The Moral Policing Of Actress Samyuktha Hegde Isn’t About Protecting ‘Indian Culture’. It’s That Women Who Do Their Own Thing Make Us Uncomfortable

The Moral Policing Of Actress Samyuktha Hegde Isn’t About Protecting ‘Indian Culture’. It’s That Women Who Do Their Own Thing Make Us Uncomfortable

This one particular trope of ‘Things a man can do but a woman cannot’ has been used often in Bollywood movies, but the one that stands out in my memory is a scene from Hum Dil De Chuke Sanam. The women and the men of Nandini’s (Aishwarya Rai) household are arguing over gender equality. And it seems like the women are winning until Sameer (Salman Khan) arrives like the hawa ka jhonka that he is, takes off his t-shirt in true bhaijaan style, and challenges the ladies to do it too. The womenfolk run embarrassed and the men celebrate their machismo. Believe it or not, men parading their bare-naked upper bodies, no matter how hairy, or unpleasant to look at they might be, is so normal. But a woman’s bra strap peeks out and it is suddenly a matter of national debate. So naturally, when actress Samyuktha Hegde decided to workout in a Bengaluru public park in just her sports bra, pandemonium reigned. Or as I like to call it, Hum Moral Policing Kar Chuke Sanam.

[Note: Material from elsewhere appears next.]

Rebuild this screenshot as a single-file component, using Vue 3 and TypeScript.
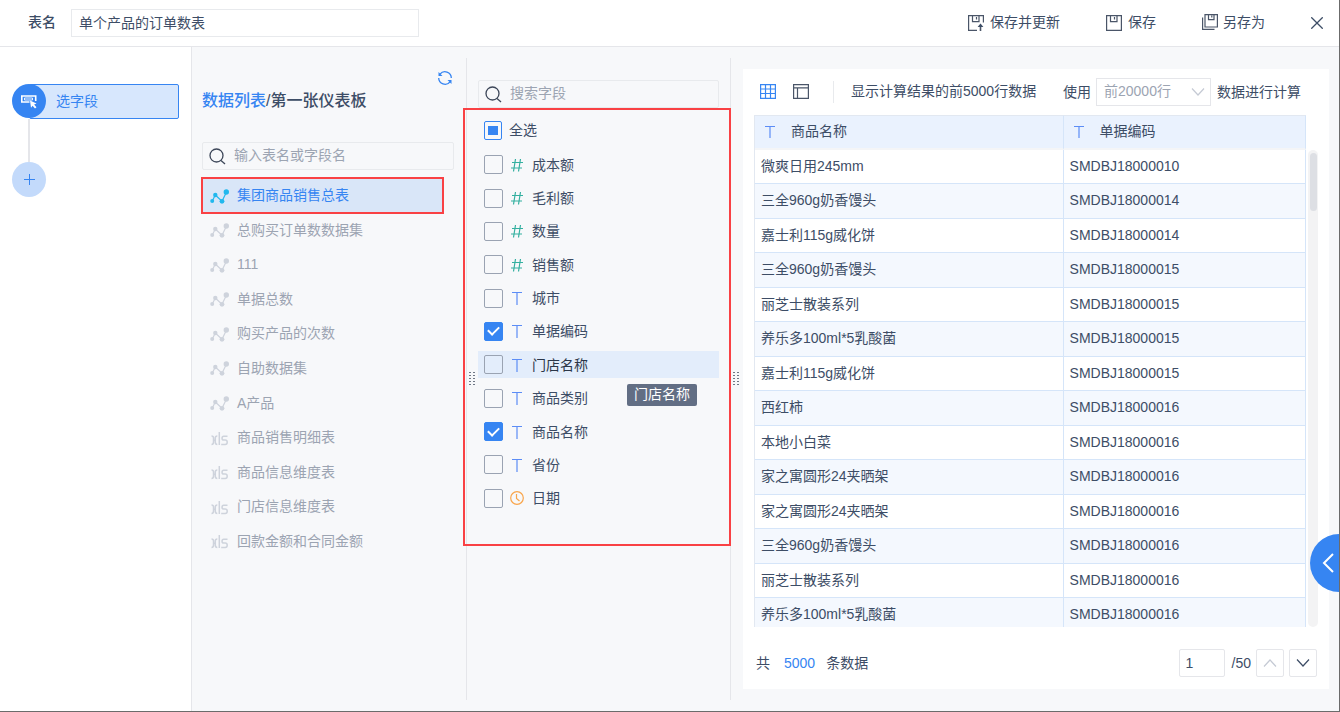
<script setup lang="ts">
import { ref } from 'vue'

interface SourceTable {
  name: string
  kind: 'set' | 'xls'
}
interface Field {
  name: string
  kind: 'number' | 'text' | 'date'
  checked: boolean
}

const tableName = ref('单个产品的订单数表')
const tableQuery = ref('')
const fieldQuery = ref('')
const limit = ref('前20000行')
const page = ref('1')
const activeTable = ref('集团商品销售总表')
const hovered = '门店名称'

const tables: SourceTable[] = [
  { name: '集团商品销售总表', kind: 'set' },
  { name: '总购买订单数数据集', kind: 'set' },
  { name: '111', kind: 'set' },
  { name: '单据总数', kind: 'set' },
  { name: '购买产品的次数', kind: 'set' },
  { name: '自助数据集', kind: 'set' },
  { name: 'A产品', kind: 'set' },
  { name: '商品销售明细表', kind: 'xls' },
  { name: '商品信息维度表', kind: 'xls' },
  { name: '门店信息维度表', kind: 'xls' },
  { name: '回款金额和合同金额', kind: 'xls' },
]

const fields = ref<Field[]>([
  { name: '成本额', kind: 'number', checked: false },
  { name: '毛利额', kind: 'number', checked: false },
  { name: '数量', kind: 'number', checked: false },
  { name: '销售额', kind: 'number', checked: false },
  { name: '城市', kind: 'text', checked: false },
  { name: '单据编码', kind: 'text', checked: true },
  { name: '门店名称', kind: 'text', checked: false },
  { name: '商品类别', kind: 'text', checked: false },
  { name: '商品名称', kind: 'text', checked: true },
  { name: '省份', kind: 'text', checked: false },
  { name: '日期', kind: 'date', checked: false },
])

const rows: [string, string][] = [
  ['微爽日用245mm', 'SMDBJ18000010'],
  ['三全960g奶香馒头', 'SMDBJ18000014'],
  ['嘉士利115g威化饼', 'SMDBJ18000014'],
  ['三全960g奶香馒头', 'SMDBJ18000015'],
  ['丽芝士散装系列', 'SMDBJ18000015'],
  ['养乐多100ml*5乳酸菌', 'SMDBJ18000015'],
  ['嘉士利115g威化饼', 'SMDBJ18000015'],
  ['西红柿', 'SMDBJ18000016'],
  ['本地小白菜', 'SMDBJ18000016'],
  ['家之寓圆形24夹晒架', 'SMDBJ18000016'],
  ['家之寓圆形24夹晒架', 'SMDBJ18000016'],
  ['三全960g奶香馒头', 'SMDBJ18000016'],
  ['丽芝士散装系列', 'SMDBJ18000016'],
  ['养乐多100ml*5乳酸菌', 'SMDBJ18000016'],
]
</script>

<template>
  <div class="page">
    <header class="top">
      <label class="top-label" for="table-name">表名</label>
      <input id="table-name" v-model="tableName" class="name-input" type="text" />
      <div class="actions">
        <button class="action" type="button">
          <svg width="16" height="16" viewBox="0 0 16 16" fill="none" stroke="#4a5568" stroke-width="1.200">
            <path d="M9 15.400H.6V.6h14.800v7M4.500 .6v6h6.500v-6M8.500 2v2.500" />
            <path d="M12.500 16v-5" stroke-width="1.600" />
            <path d="M9.600 12l2.900-3.600 2.900 3.600z" fill="#3d4d66" stroke="none" />
          </svg>
          <span>保存并更新</span>
        </button>
        <button class="action" type="button">
          <svg width="16" height="16" viewBox="0 0 16 16" fill="none" stroke="#4a5568" stroke-width="1.200">
            <path d="M.6.6h14.800v14.800H.6zM4.500 .6v6h6.500v-6M8.500 2v2.500" />
          </svg>
          <span>保存</span>
        </button>
        <button class="action tight" type="button">
          <svg class="raised" width="16" height="16" viewBox="0 0 16 16" fill="none" stroke="#4a5568" stroke-width="1.200">
            <path d="M3 .6h12.400v12.400H3zM6.500 .6v5h5.500v-5M9.800 1.500v2M.6 3.500v11.900H12.500" />
          </svg>
          <span>另存为</span>
        </button>
        <button class="action" type="button" aria-label="关闭">
          <svg width="12" height="12" viewBox="0 0 12 12" fill="none" stroke="#3d4d66" stroke-width="1.300">
            <path d="M.3.3l11.400 11.400M11.700 .3L.3 11.700" />
          </svg>
        </button>
      </div>
    </header>

    <main class="main">
      <aside class="steps">
        <button class="step" type="button">
          <span class="step-dot">
            <svg width="18" height="18" viewBox="0 0 18 18">
              <path d="M15.700 9V4H1.800v6H9.500" fill="none" stroke="#fff" stroke-width="1.600" />
              <path d="M4.500 6h8v2h-8z" fill="none" stroke="#fff" stroke-width=".9" />
              <path d="M10 8.500l6.500 3-2.400 1 2.400 2.700-1.500 1.400-2.400-2.800-1.600 2z" fill="#fff" />
            </svg>
          </span>
          <span class="step-name">选字段</span>
        </button>
        <span class="step-line"></span>
        <button class="add" type="button" aria-label="添加步骤">
          <svg width="12" height="12" viewBox="0 0 12 12" stroke="#3685f2">
            <path d="M6.500 0v11M1 5.500h11" />
          </svg>
        </button>
      </aside>

      <section class="sources">
        <div class="refresh-row">
          <button class="refresh" type="button" aria-label="刷新">
            <svg width="16" height="16" viewBox="0 0 16 16" fill="none" stroke="#3685f2" stroke-width="1.300">
              <path d="M3 4.200A6.300 6.300 0 0 1 14.300 8M13 11.800A6.300 6.300 0 0 1 1.700 8" />
              <path d="M1.500 2v4h4zM14.500 14v-4h-4z" fill="#3685f2" stroke="none" />
            </svg>
          </button>
        </div>
        <h1 class="title"><a href="#">数据列表</a>/第一张仪表板</h1>
        <div class="search">
          <svg width="17" height="17" viewBox="0 0 17 17" fill="none" stroke="#3d4759" stroke-width="1.300">
            <circle cx="7.500" cy="7.500" r="6.500" />
            <path d="M12 12.500l4 3.500" />
          </svg>
          <input v-model="tableQuery" type="text" placeholder="输入表名或字段名" aria-label="输入表名或字段名" />
        </div>
        <ul class="source-list">
          <li v-for="t in tables" :key="t.name">
            <button
              type="button"
              class="source"
              :class="{ active: t.name === activeTable }"
              @click="activeTable = t.name"
            >
              <svg v-if="t.kind === 'set'" width="19" height="15" viewBox="0 0 19 15">
                <path d="M2.300 12L5.300 6 12 12.300 16.500 3" fill="none" stroke="currentColor" stroke-width="1.200" />
                <g fill="currentColor">
                  <circle cx="2.200" cy="12" r="2" />
                  <circle cx="5.300" cy="6" r="2.200" />
                  <circle cx="12" cy="12.300" r="2.400" />
                  <circle cx="16.300" cy="3" r="2.700" />
                </g>
              </svg>
              <svg v-else width="19" height="15" viewBox="0 0 19 15" fill="none" stroke="currentColor" stroke-width="1.500">
                <path d="M1.500 5c1.700 0 2 .6 2 2v4c0 1.700-.5 2.500-2 2.500M7.300 5c-1.700 0-2 .6-2 2v4c0 1.700.5 2.500 2 2.500M3.500 9.200h2M9.300 1v13M17.500 5.300h-3.800c-2.200 0-2.200 3.800 0 3.800h1.500c2.700 0 2.700 4.300 0 4.300h-4" />
              </svg>
              <span>{{ t.name }}</span>
            </button>
          </li>
        </ul>
        <span class="grip"><i v-for="n in 10" :key="n"></i></span>
      </section>

      <section class="fields">
        <div class="search">
          <svg width="17" height="17" viewBox="0 0 17 17" fill="none" stroke="#3d4759" stroke-width="1.300">
            <circle cx="7.500" cy="7.500" r="6.500" />
            <path d="M12 12.500l4 3.500" />
          </svg>
          <input v-model="fieldQuery" type="text" placeholder="搜索字段" aria-label="搜索字段" />
        </div>
        <label class="all"><input type="checkbox" class="box partial" :indeterminate="true" />全选</label>
        <ul class="field-list">
          <li v-for="f in fields" :key="f.name">
            <label class="field" :class="{ hover: f.name === hovered }">
              <input v-model="f.checked" type="checkbox" class="box" />
              <svg v-if="f.kind === 'number'" width="14" height="14" viewBox="0 0 14 14" fill="none" stroke="#34b0a0" stroke-width="1.200">
                <path d="M5.500 1L3.500 13.500M10.500 1L8.500 13.500M2 4.500h11M1 10h11" />
              </svg>
              <svg v-else-if="f.kind === 'text'" width="14" height="14" viewBox="0 0 14 14" fill="none" stroke="#5c8df6" stroke-width="1.200">
                <path d="M2 1.500h10M7 1.500V14" />
              </svg>
              <svg v-else width="14" height="14" viewBox="0 0 14 14" fill="none" stroke="#f9a54b" stroke-width="1.200">
                <circle cx="7" cy="7" r="6.300" />
                <path d="M6.500 3v4.500l3 2.500" />
              </svg>
              <span>{{ f.name }}</span>
              <span v-if="f.name === hovered" class="tip" role="tooltip">{{ f.name }}</span>
            </label>
          </li>
        </ul>
        <span class="frame"></span>
        <span class="grip"><i v-for="n in 10" :key="n"></i></span>
      </section>

      <section class="preview">
        <div class="toolbar">
          <button class="icon-btn" type="button" aria-label="明细视图">
            <svg width="16" height="16" viewBox="0 0 16 16" fill="none" stroke="#3685f2" stroke-width="1.200">
              <path d="M.6.6h14.800v13.800H.6zM5.500 .6v13.800M10.500 .6v13.800M.6 5h14.800M.6 9.500h14.800" />
            </svg>
          </button>
          <button class="icon-btn" type="button" aria-label="结构视图">
            <svg width="16" height="16" viewBox="0 0 16 16" fill="none" stroke="#4a5568" stroke-width="1.200">
              <path d="M.6.6h14.800v13.800H.6zM.6 3.800h14.800M4.500 3.800v10.600" />
            </svg>
          </button>
          <span class="rule"></span>
          <span class="summary">显示计算结果的前5000行数据</span>
          <label for="limit">使用</label>
          <span class="select">
            <select id="limit" v-model="limit">
              <option>前20000行</option>
            </select>
            <svg width="14" height="8" viewBox="0 0 14 8" fill="none" stroke="#c5cad4" stroke-width="1.200">
              <path d="M1 .5l6 6.500 6-6.500" />
            </svg>
          </span>
          <span>数据进行计算</span>
        </div>

        <div class="grid">
          <div class="table-clip">
            <table>
              <thead>
                <tr>
                  <th v-for="h in ['商品名称', '单据编码']" :key="h">
                    <span class="th">
                      <svg width="14" height="14" viewBox="0 0 14 14" fill="none" stroke="#5c8df6" stroke-width="1.200">
                        <path d="M2 2.500h10M7 2.500V14" />
                      </svg>
                      {{ h }}
                    </span>
                  </th>
                </tr>
              </thead>
              <tbody>
                <tr v-for="(r, i) in rows" :key="i">
                  <td>{{ r[0] }}</td>
                  <td>{{ r[1] }}</td>
                </tr>
              </tbody>
            </table>
          </div>
          <div class="track"><span class="thumb"></span></div>
        </div>

        <footer class="foot">
          <span>共</span><b>5000</b><span>条数据</span>
          <input v-model="page" class="page-input" type="text" aria-label="页码" />
          <span class="pages">/50</span>
          <button class="pager" type="button" aria-label="上一页" disabled>
            <svg width="14" height="8" viewBox="0 0 14 8" fill="none" stroke="#c5cad4" stroke-width="1.200">
              <path d="M1 7.500L7 1l6 6.500" />
            </svg>
          </button>
          <button class="pager" type="button" aria-label="下一页">
            <svg width="14" height="8" viewBox="0 0 14 8" fill="none" stroke="#3d4d66" stroke-width="1.200">
              <path d="M1 .5L7 7l6-6.500" />
            </svg>
          </button>
        </footer>
      </section>
    </main>

    <button class="drawer" type="button" aria-label="展开">
      <svg width="12" height="20" viewBox="0 0 12 20" fill="none" stroke="#fff" stroke-width="2">
        <path d="M11 1L2 10l9 9" />
      </svg>
    </button>
  </div>
</template>

<style>
body {
  margin: 0;
}
</style>

<style scoped>
.page {
  position: relative;
  box-sizing: border-box;
  display: flex;
  flex-direction: column;
  min-height: 100vh;
  border-right: 1px solid #6b6b6b;
  border-bottom: 1px solid #6b6b6b;
  background: #f7f8fa;
  color: #3d4d66;
  font: 14px/20px 'Liberation Sans', 'Noto Sans CJK SC', sans-serif;
  overflow: hidden;
}
.page *,
.page *::before {
  box-sizing: border-box;
}
button,
input,
select {
  font: inherit;
  color: inherit;
}
button {
  padding: 0;
  border: 0;
  background: none;
  cursor: pointer;
}
svg {
  display: block;
  flex: none;
}
ul {
  margin: 0;
  padding: 0;
  list-style: none;
}
.top {
  display: flex;
  align-items: center;
  height: 47px;
  padding: 0 16px 0 28px;
  border-bottom: 1px solid #e5e6ea;
  background: #fff;
}
.top-label {
  width: 43px;
  padding-bottom: 2px;
  font-weight: 500;
}
.name-input {
  width: 348px;
  height: 28px;
  padding: 0 7px 2px;
  border: 1px solid #e8eaed;
  outline: 0;
  background: #fff;
}
.actions {
  display: flex;
  align-items: center;
  gap: 46px;
  margin-left: auto;
}
.action {
  display: flex;
  align-items: center;
  gap: 6px;
}
.action span {
  padding-bottom: 2px;
}
.raised {
  margin-bottom: 2px;
}
.tight {
  gap: 5px;
}
.main {
  display: flex;
  flex: 1;
}
.steps {
  display: flex;
  flex: none;
  flex-direction: column;
  width: 192px;
  padding: 37px 12px 0;
  border-right: 1px solid #e5e6ea;
  background: #fff;
}
.step {
  display: flex;
  color: #3685f2;
  text-align: left;
}
.step-dot {
  z-index: 1;
  display: grid;
  flex: none;
  place-items: center;
  width: 34px;
  height: 34px;
  border-radius: 50%;
  background: #3685f2;
}
.step-name {
  flex: 1;
  height: 35px;
  margin-left: -17px;
  padding-left: 26px;
  border: 1px solid #3685f2;
  border-radius: 2px;
  background: #d7e7fd;
  line-height: 33px;
}
.step-line {
  width: 2px;
  height: 43px;
  margin-left: 16px;
  background: #e5e6ea;
}
.add {
  display: grid;
  place-items: center;
  width: 34px;
  height: 35px;
  border-radius: 50%;
  background: #c3dafb;
}
.sources,
.fields {
  position: relative;
  flex: none;
  margin: 11px 0;
  border-right: 1px solid #e5e6ea;
}
.sources {
  width: 275px;
  padding: 12px 12px 0 10px;
}
.refresh-row {
  display: flex;
  justify-content: flex-end;
  padding-right: 1px;
}
.title {
  margin: 3px 0 29px;
  font-size: 16px;
  font-weight: 500;
  line-height: 24px;
}
.title a {
  color: #3685f2;
  text-decoration: none;
}
.search {
  display: flex;
  align-items: center;
  gap: 8px;
  height: 28px;
  padding: 0 6px;
  border: 1px solid #e8eaed;
  border-radius: 2px;
}
.search input {
  flex: 1;
  min-width: 0;
  padding: 0 0 2px;
  border: 0;
  outline: 0;
  background: none;
}
.search input::placeholder {
  color: #9ca4b2;
  opacity: 1;
}
.source-list {
  display: grid;
  grid-auto-rows: 1fr;
  height: 380px;
  margin: 8px 11px 0 0;
}
.source-list li {
  display: flex;
}
.source {
  display: flex;
  flex: 1;
  align-items: center;
  gap: 8px;
  padding: 0 8px;
  color: #9ca4b2;
}
.source svg {
  margin-top: 2px;
  color: #ced3dc;
}
.source.active {
  outline: 2px solid #f94144;
  outline-offset: -1px;
  background: #d9e6f8;
  color: #3685f2;
}
.source.active svg {
  color: #22b8ee;
}
.grip {
  position: absolute;
  top: 50%;
  right: -9px;
  display: grid;
  grid-template-columns: 2px 2px;
  gap: 2px;
  margin-top: -7px;
}
.grip i {
  width: 2px;
  height: 1px;
  background: #6f7785;
}
.fields {
  width: 264px;
  padding: 22px 11px 0;
}
.all {
  display: flex;
  align-items: center;
  gap: 7px;
  height: 20px;
  margin: 12px 0 8px 6px;
}
.box {
  display: grid;
  flex: none;
  place-items: center;
  width: 19px;
  height: 19px;
  margin: 0;
  border: 1px solid #9aa3b2;
  border-radius: 2px;
  appearance: none;
}
.box:checked {
  border-color: #3685f2;
  background: #3685f2;
}
.box:checked::before {
  width: 7px;
  height: 11px;
  margin-top: -3px;
  border: solid #fff;
  border-width: 0 2px 2px 0;
  content: '';
  transform: rotate(45deg);
}
.partial {
  width: 18px;
  border-color: #3685f2;
}
.partial::before {
  width: 10px;
  height: 9px;
  background: #3685f2;
  content: '';
}
.field-list {
  display: grid;
  grid-auto-rows: 1fr;
  height: 367px;
}
.field-list li {
  display: grid;
  align-items: center;
}
.field {
  position: relative;
  display: flex;
  align-items: center;
  gap: 8px;
  height: 27px;
  padding-left: 6px;
}
.field.hover {
  background: #e3edfb;
  color: #2b3648;
}
.box + svg {
  margin-left: -1px;
}
.tip {
  position: absolute;
  top: 33px;
  left: 149px;
  z-index: 2;
  padding: 0 7px 2px;
  border-radius: 2px;
  background: #626e84;
  color: #fff;
  line-height: 20px;
}
.frame {
  position: absolute;
  top: 50px;
  right: -1px;
  left: -4px;
  height: 438px;
  border: 2px solid #f94144;
  pointer-events: none;
}
.preview {
  display: flex;
  flex: 1;
  flex-direction: column;
  min-width: 0;
  margin: 22px 10px 22px 12px;
  padding: 0 11px;
  background: #fff;
}
.toolbar {
  display: flex;
  align-items: center;
  height: 46px;
  padding-left: 6px;
  white-space: nowrap;
}
.icon-btn {
  margin-right: 17px;
}
.rule {
  width: 1px;
  height: 22px;
  margin: 0 17px 0 7px;
  background: #e8eaed;
}
.summary {
  margin-right: auto;
  padding-bottom: 2px;
}
.select {
  position: relative;
  margin: 0 6px 0 5px;
}
.toolbar > :last-child {
  margin-right: 17px;
}
.select select {
  display: block;
  width: 115px;
  height: 28px;
  padding: 0 7px 2px;
  border: 1px solid #e5e6ea;
  outline: 0;
  background: #fff;
  color: #9ca4b2;
  appearance: none;
}
.select svg {
  position: absolute;
  top: 10px;
  right: 6px;
  pointer-events: none;
}
.grid {
  display: flex;
  gap: 2px;
  height: 512px;
}
.table-clip {
  flex: 1;
  overflow: hidden;
}
table {
  width: 100%;
  border-spacing: 0;
  border-left: 1px solid #e2e8f1;
  table-layout: fixed;
}
th,
td {
  padding: 0 6px 2px;
  border-right: 1px solid #d5e5f9;
  border-bottom: 1px solid #d5e5f9;
  font-weight: 400;
  text-align: left;
}
th {
  height: 35px;
  border-top: 1px solid #e2e8f1;
  border-bottom: 2px solid #f4f5f7;
  background: #eaf2fe;
}
th:first-child {
  width: 56%;
}
.th {
  display: flex;
  align-items: center;
  gap: 14px;
  padding-left: 2px;
}
td {
  height: 34px;
}
tr:nth-child(even) td {
  height: 35px;
  background: #f4f8fe;
}
.track {
  width: 10px;
  margin-top: 35px;
  padding: 3px 1px 0 2px;
  border-radius: 5px;
  background: #f3f3f4;
}
.thumb {
  display: block;
  height: 58px;
  border-radius: 4px;
  background: #dddfe4;
}
.foot {
  display: flex;
  align-items: center;
  margin-top: 22px;
  padding: 0 1px 0 2px;
}
.foot b {
  margin: 0 11px 0 14px;
  color: #3685f2;
  font-weight: 400;
}
.page-input {
  width: 46px;
  height: 28px;
  margin: 0 7px 0 auto;
  padding: 0 6px;
  border: 1px solid #e5e6ea;
  border-radius: 2px;
  outline: 0;
}
.pager {
  display: grid;
  place-items: center;
  width: 28px;
  height: 28px;
  margin-left: 5px;
  border: 1px solid #e5e6ea;
  border-radius: 2px;
}
.drawer {
  position: absolute;
  right: 0;
  bottom: 119px;
  display: grid;
  place-items: center;
  width: 29px;
  height: 58px;
  padding-left: 6px;
  border-radius: 29px 0 0 29px;
  background: #3685f2;
}
</style>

On September 4, 22-year-old Hegde, who is an actress in the South-Indian movies, decided to go to a public park in Bengaluru with the intention of exercising with her friends. But before she got her hoola-hoop on, she took off the hoodie she was wearing, and began working out in a sports bra. This ‘obscene’ act massively offended local Congress leader Kavitha Reddy, who spotted this and began harassing the group of women. Samyukhta Hegde live-streamed the whole incident on her IGTV.

https://www.instagram.com/tv/CEtwP4plMhN/?utm_source=ig_web_copy_link

If you watch the 16.5-minute video, you’ll see how Samyuktha Hegde is constantly pointing out how she and her friends were simply working out, but were being harassed by the politician and the crowd that had gathered, even at one point locked in the park and not allowed to leave. Some abuses were also allegedly hurled in Kannada and things got physical. In addition, because now the whole movie industry is being seen as a collective drug-consuming party animal, even Hegde and her friends were accused of some debauchery, like ‘stripping’ and ‘consuming drugs’ by this crowd. Of course, the central argument, as is always the case, was about ‘protecting Indian culture’ because isn’t that tied to a woman’s clothing?

Also Read: Comments On The ‘Dolly Kitty’ Trailer Prove Women Exploring Their Sexuality Makes People Uncomfortable. Suck It Up!

Thanks to the outrage on social media, Samyuktha Hegde received tremendous support, and the politician, Kavitha Reddy even issued an apology video for the whole incident.

In response, Hegde posted the apology letter on her Instagram and seems to have accepted it.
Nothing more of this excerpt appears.